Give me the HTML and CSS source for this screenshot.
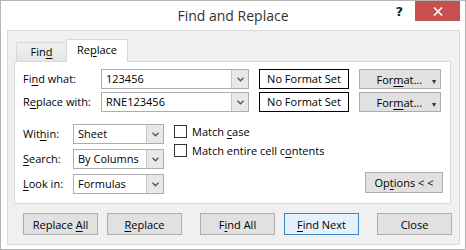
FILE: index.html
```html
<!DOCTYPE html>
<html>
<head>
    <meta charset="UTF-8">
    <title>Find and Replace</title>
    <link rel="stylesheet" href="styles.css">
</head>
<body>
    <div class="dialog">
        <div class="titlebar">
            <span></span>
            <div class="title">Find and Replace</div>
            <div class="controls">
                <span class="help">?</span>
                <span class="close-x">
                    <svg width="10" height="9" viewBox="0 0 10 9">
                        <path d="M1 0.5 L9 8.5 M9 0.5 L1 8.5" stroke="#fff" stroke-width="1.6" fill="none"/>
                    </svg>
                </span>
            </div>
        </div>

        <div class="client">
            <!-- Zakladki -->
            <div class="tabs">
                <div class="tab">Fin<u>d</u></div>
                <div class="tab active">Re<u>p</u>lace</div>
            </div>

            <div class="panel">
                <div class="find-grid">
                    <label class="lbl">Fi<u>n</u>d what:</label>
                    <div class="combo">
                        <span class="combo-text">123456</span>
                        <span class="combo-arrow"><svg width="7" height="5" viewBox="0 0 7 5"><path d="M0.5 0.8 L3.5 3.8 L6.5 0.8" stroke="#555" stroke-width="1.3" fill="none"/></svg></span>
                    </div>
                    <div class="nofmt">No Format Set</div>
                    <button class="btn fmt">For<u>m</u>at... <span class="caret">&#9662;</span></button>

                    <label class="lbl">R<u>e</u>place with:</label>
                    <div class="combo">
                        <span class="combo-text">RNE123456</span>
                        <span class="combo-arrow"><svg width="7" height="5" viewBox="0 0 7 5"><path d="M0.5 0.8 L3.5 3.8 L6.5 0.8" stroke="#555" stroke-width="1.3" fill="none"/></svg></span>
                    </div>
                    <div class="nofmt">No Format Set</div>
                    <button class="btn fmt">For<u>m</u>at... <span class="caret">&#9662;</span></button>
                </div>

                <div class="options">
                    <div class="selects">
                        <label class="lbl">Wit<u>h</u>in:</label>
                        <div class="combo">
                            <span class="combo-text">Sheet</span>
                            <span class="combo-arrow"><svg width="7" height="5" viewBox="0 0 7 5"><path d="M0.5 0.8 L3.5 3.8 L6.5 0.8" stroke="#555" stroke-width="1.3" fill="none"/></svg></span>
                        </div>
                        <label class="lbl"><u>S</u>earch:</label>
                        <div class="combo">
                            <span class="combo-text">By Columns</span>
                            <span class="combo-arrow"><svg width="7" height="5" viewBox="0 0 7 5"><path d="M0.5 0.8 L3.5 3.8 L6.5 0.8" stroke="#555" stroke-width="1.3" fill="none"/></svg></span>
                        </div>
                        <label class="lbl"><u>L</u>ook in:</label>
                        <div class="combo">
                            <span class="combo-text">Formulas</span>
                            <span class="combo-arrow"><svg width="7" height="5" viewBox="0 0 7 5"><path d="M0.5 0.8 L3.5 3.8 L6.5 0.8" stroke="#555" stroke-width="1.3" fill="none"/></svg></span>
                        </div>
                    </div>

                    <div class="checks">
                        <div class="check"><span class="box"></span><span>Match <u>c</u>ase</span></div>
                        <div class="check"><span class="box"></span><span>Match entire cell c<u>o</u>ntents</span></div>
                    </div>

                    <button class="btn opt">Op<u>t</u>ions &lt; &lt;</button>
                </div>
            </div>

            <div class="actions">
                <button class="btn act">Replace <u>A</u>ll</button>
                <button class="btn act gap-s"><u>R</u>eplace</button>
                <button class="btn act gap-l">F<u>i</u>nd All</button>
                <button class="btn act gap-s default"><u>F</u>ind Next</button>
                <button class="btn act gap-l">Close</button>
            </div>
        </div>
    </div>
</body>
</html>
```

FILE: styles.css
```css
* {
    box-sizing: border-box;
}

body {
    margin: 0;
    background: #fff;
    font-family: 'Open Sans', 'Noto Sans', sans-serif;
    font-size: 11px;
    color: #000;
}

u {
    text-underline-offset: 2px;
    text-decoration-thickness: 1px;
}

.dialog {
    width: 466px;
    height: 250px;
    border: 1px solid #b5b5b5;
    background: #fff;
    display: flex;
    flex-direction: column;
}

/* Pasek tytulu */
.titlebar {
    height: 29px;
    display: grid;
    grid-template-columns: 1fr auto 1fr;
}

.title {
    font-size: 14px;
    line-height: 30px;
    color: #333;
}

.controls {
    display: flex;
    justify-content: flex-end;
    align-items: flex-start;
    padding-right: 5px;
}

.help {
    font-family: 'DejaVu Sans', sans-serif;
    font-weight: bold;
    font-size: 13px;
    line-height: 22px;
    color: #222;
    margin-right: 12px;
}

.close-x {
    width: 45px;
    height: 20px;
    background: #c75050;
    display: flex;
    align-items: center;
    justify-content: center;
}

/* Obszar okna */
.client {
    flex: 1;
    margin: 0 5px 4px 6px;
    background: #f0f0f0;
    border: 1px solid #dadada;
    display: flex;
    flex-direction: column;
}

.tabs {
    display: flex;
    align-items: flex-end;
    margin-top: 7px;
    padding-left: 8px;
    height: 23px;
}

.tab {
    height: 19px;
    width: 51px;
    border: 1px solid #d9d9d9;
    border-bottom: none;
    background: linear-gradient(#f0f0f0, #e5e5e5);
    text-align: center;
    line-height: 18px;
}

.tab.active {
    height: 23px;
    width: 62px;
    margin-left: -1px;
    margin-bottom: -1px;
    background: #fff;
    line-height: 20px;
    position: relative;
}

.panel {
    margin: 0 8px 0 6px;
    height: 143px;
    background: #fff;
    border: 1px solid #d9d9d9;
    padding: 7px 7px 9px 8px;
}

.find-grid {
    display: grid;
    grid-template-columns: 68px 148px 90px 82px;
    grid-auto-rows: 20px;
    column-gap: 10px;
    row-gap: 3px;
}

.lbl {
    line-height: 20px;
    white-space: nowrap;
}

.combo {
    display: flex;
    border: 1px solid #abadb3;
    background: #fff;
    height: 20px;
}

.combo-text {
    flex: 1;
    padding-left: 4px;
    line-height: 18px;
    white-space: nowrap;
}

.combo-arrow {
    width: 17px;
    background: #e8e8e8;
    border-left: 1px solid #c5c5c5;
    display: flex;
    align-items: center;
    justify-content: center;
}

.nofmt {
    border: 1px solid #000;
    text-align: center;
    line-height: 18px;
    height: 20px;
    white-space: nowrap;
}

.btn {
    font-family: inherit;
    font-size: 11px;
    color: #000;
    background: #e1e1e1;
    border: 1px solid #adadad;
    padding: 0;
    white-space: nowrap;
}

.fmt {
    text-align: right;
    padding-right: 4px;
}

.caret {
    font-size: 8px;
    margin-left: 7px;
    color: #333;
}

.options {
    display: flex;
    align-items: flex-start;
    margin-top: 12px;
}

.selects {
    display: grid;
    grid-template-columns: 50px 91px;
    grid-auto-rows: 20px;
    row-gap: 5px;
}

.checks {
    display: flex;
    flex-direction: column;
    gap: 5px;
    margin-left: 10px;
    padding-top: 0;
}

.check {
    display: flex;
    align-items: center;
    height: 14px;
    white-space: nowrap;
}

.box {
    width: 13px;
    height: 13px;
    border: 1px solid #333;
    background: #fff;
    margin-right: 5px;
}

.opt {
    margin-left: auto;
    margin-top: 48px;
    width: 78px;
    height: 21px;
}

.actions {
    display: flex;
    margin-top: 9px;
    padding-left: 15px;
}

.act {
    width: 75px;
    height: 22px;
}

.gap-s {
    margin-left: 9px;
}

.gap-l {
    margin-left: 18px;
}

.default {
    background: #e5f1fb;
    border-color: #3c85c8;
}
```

• [The exercise]: Write out the material above once more, exactly as it reads, with no pictures.

• [Exercise answer]:
Give me the HTML and CSS source for this screenshot.
FILE: index.html
```html
<!DOCTYPE html>
<html>
<head>
    <meta charset="UTF-8">
    <title>Find and Replace</title>
    <link rel="stylesheet" href="styles.css">
</head>
<body>
    <div class="dialog">
        <div class="titlebar">
            <span></span>
            <div class="title">Find and Replace</div>
            <div class="controls">
                <span class="help">?</span>
                <span class="close-x">
                    <svg width="10" height="9" viewBox="0 0 10 9">
                        <path d="M1 0.5 L9 8.5 M9 0.5 L1 8.5" stroke="#fff" stroke-width="1.6" fill="none"/>
                    </svg>
                </span>
            </div>
        </div>

        <div class="client">
            <!-- Zakladki -->
            <div class="tabs">
                <div class="tab">Fin<u>d</u></div>
                <div class="tab active">Re<u>p</u>lace</div>
            </div>

            <div class="panel">
                <div class="find-grid">
                    <label class="lbl">Fi<u>n</u>d what:</label>
                    <div class="combo">
                        <span class="combo-text">123456</span>
                        <span class="combo-arrow"><svg width="7" height="5" viewBox="0 0 7 5"><path d="M0.5 0.8 L3.5 3.8 L6.5 0.8" stroke="#555" stroke-width="1.3" fill="none"/></svg></span>
                    </div>
                    <div class="nofmt">No Format Set</div>
                    <button class="btn fmt">For<u>m</u>at... <span class="caret">&#9662;</span></button>

                    <label class="lbl">R<u>e</u>place with:</label>
                    <div class="combo">
                        <span class="combo-text">RNE123456</span>
                        <span class="combo-arrow"><svg width="7" height="5" viewBox="0 0 7 5"><path d="M0.5 0.8 L3.5 3.8 L6.5 0.8" stroke="#555" stroke-width="1.3" fill="none"/></svg></span>
                    </div>
                    <div class="nofmt">No Format Set</div>
                    <button class="btn fmt">For<u>m</u>at... <span class="caret">&#9662;</span></button>
                </div>

                <div class="options">
                    <div class="selects">
                        <label class="lbl">Wit<u>h</u>in:</label>
                        <div class="combo">
                            <span class="combo-text">Sheet</span>
                            <span class="combo-arrow"><svg width="7" height="5" viewBox="0 0 7 5"><path d="M0.5 0.8 L3.5 3.8 L6.5 0.8" stroke="#555" stroke-width="1.3" fill="none"/></svg></span>
                        </div>
                        <label class="lbl"><u>S</u>earch:</label>
                        <div class="combo">
                            <span class="combo-text">By Columns</span>
                            <span class="combo-arrow"><svg width="7" height="5" viewBox="0 0 7 5"><path d="M0.5 0.8 L3.5 3.8 L6.5 0.8" stroke="#555" stroke-width="1.3" fill="none"/></svg></span>
                        </div>
                        <label class="lbl"><u>L</u>ook in:</label>
                        <div class="combo">
                            <span class="combo-text">Formulas</span>
                            <span class="combo-arrow"><svg width="7" height="5" viewBox="0 0 7 5"><path d="M0.5 0.8 L3.5 3.8 L6.5 0.8" stroke="#555" stroke-width="1.3" fill="none"/></svg></span>
                        </div>
                    </div>

                    <div class="checks">
                        <div class="check"><span class="box"></span><span>Match <u>c</u>ase</span></div>
                        <div class="check"><span class="box"></span><span>Match entire cell c<u>o</u>ntents</span></div>
                    </div>

                    <button class="btn opt">Op<u>t</u>ions &lt; &lt;</button>
                </div>
            </div>

            <div class="actions">
                <button class="btn act">Replace <u>A</u>ll</button>
                <button class="btn act gap-s"><u>R</u>eplace</button>
                <button class="btn act gap-l">F<u>i</u>nd All</button>
                <button class="btn act gap-s default"><u>F</u>ind Next</button>
                <button class="btn act gap-l">Close</button>
            </div>
        </div>
    </div>
</body>
</html>
```

FILE: styles.css
```css
* {
    box-sizing: border-box;
}

body {
    margin: 0;
    background: #fff;
    font-family: 'Open Sans', 'Noto Sans', sans-serif;
    font-size: 11px;
    color: #000;
}

u {
    text-underline-offset: 2px;
    text-decoration-thickness: 1px;
}

.dialog {
    width: 466px;
    height: 250px;
    border: 1px solid #b5b5b5;
    background: #fff;
    display: flex;
    flex-direction: column;
}

/* Pasek tytulu */
.titlebar {
    height: 29px;
    display: grid;
    grid-template-columns: 1fr auto 1fr;
}

.title {
    font-size: 14px;
    line-height: 30px;
    color: #333;
}

.controls {
    display: flex;
    justify-content: flex-end;
    align-items: flex-start;
    padding-right: 5px;
}

.help {
    font-family: 'DejaVu Sans', sans-serif;
    font-weight: bold;
    font-size: 13px;
    line-height: 22px;
    color: #222;
    margin-right: 12px;
}

.close-x {
    width: 45px;
    height: 20px;
    background: #c75050;
    display: flex;
    align-items: center;
    justify-content: center;
}

/* Obszar okna */
.client {
    flex: 1;
    margin: 0 5px 4px 6px;
    background: #f0f0f0;
    border: 1px solid #dadada;
    display: flex;
    flex-direction: column;
}

.tabs {
    display: flex;
    align-items: flex-end;
    margin-top: 7px;
    padding-left: 8px;
    height: 23px;
}

.tab {
    height: 19px;
    width: 51px;
    border: 1px solid #d9d9d9;
    border-bottom: none;
    background: linear-gradient(#f0f0f0, #e5e5e5);
    text-align: center;
    line-height: 18px;
}

.tab.active {
    height: 23px;
    width: 62px;
    margin-left: -1px;
    margin-bottom: -1px;
    background: #fff;
    line-height: 20px;
    position: relative;
}

.panel {
    margin: 0 8px 0 6px;
    height: 143px;
    background: #fff;
    border: 1px solid #d9d9d9;
    padding: 7px 7px 9px 8px;
}

.find-grid {
    display: grid;
    grid-template-columns: 68px 148px 90px 82px;
    grid-auto-rows: 20px;
    column-gap: 10px;
    row-gap: 3px;
}

.lbl {
    line-height: 20px;
    white-space: nowrap;
}

.combo {
    display: flex;
    border: 1px solid #abadb3;
    background: #fff;
    height: 20px;
}

.combo-text {
    flex: 1;
    padding-left: 4px;
    line-height: 18px;
    white-space: nowrap;
}

.combo-arrow {
    width: 17px;
    background: #e8e8e8;
    border-left: 1px solid #c5c5c5;
    display: flex;
    align-items: center;
    justify-content: center;
}

.nofmt {
    border: 1px solid #000;
    text-align: center;
    line-height: 18px;
    height: 20px;
    white-space: nowrap;
}

.btn {
    font-family: inherit;
    font-size: 11px;
    color: #000;
    background: #e1e1e1;
    border: 1px solid #adadad;
    padding: 0;
    white-space: nowrap;
}

.fmt {
    text-align: right;
    padding-right: 4px;
}

.caret {
    font-size: 8px;
    margin-left: 7px;
    color: #333;
}

.options {
    display: flex;
    align-items: flex-start;
    margin-top: 12px;
}

.selects {
    display: grid;
    grid-template-columns: 50px 91px;
    grid-auto-rows: 20px;
    row-gap: 5px;
}

.checks {
    display: flex;
    flex-direction: column;
    gap: 5px;
    margin-left: 10px;
    padding-top: 0;
}

.check {
    display: flex;
    align-items: center;
    height: 14px;
    white-space: nowrap;
}

.box {
    width: 13px;
    height: 13px;
    border: 1px solid #333;
    background: #fff;
    margin-right: 5px;
}

.opt {
    margin-left: auto;
    margin-top: 48px;
    width: 78px;
    height: 21px;
}

.actions {
    display: flex;
    margin-top: 9px;
    padding-left: 15px;
}

.act {
    width: 75px;
    height: 22px;
}

.gap-s {
    margin-left: 9px;
}

.gap-l {
    margin-left: 18px;
}

.default {
    background: #e5f1fb;
    border-color: #3c85c8;
}
```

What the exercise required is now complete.